Tal es el caso de san Cristóbal Magallanes y sus 24 compañeros mártires que el Papa Juan pablo II beatificó y canonizó en Roma, durante el Jubileo del año 2000. Un segundo grupo, de 13 mártires, laicos en su mayoría, fueron beatificados en Guadalajara. Todos ellos dieron su vida por la fe, perdonando a sus verdugos, y al grito de Viva Cristo Rey y la Virgen de Guadalupe. Hubo otro tipo de mártires, como el padre Miguel Agustín Pro, fusilado sin juicio previo, el 23 de noviembre de 1927, y que vivía en la Ciudad de México.
El conflicto alcanzó proporciones que se salieron del control, y fue necesaria la mediación diplomática del embajador de Estados Unidos, Dwight W. Morrow, el de Chile: Miguel Cruchraga, y otras personalidades. En cuanto a la postura de Roma, el Dr. Meyer señala: “el 27 de noviembre de 1936, Pío XI elogiaba “las altas virtudes episcopales… los servicios insignes llevados a término por un alma y un corazón de apóstol en beneficio de la causa de la Iglesia. El intermediario oficial entre Roma y los obispos desde diciembre de 1927, Mons. Días hizo triunfar su idea según la cual la guerra no podía conducir a nada, idea compartida por su colega de más edad, Mons. Ruiz.”
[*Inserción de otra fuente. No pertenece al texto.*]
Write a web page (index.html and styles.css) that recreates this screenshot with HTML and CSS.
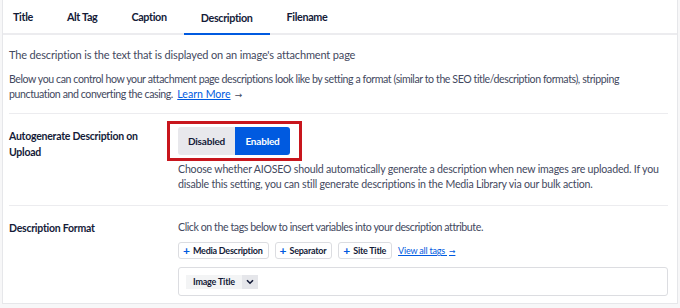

Finalmente, se acordó poner fin al conflicto el 21 de junio de 1929, con la reapertura de los templos y el compromiso del Estado de ser flexible en la aplicación de las leyes; esto ocurrió durante el gobierno del presidente Emilio Portes Gil.
Por desgracia, los acuerdos no se cumplieron cabalmente, y durante algunos años más, hubo actos de violencia contra sacerdotes y gente de fe, como es el caso del asesinato de la catequista Luz María Camacho, en Coyoacán, o el asesinato en Veracruz del beato Darío Acosta Zurita, asesinado en plena misa.
Inspirado por el amor ferviente de los mexicanos a Cristo Rey, la Santa Sede instituyó esta fiesta litúrgica para la Iglesia universal, antes del Adviento.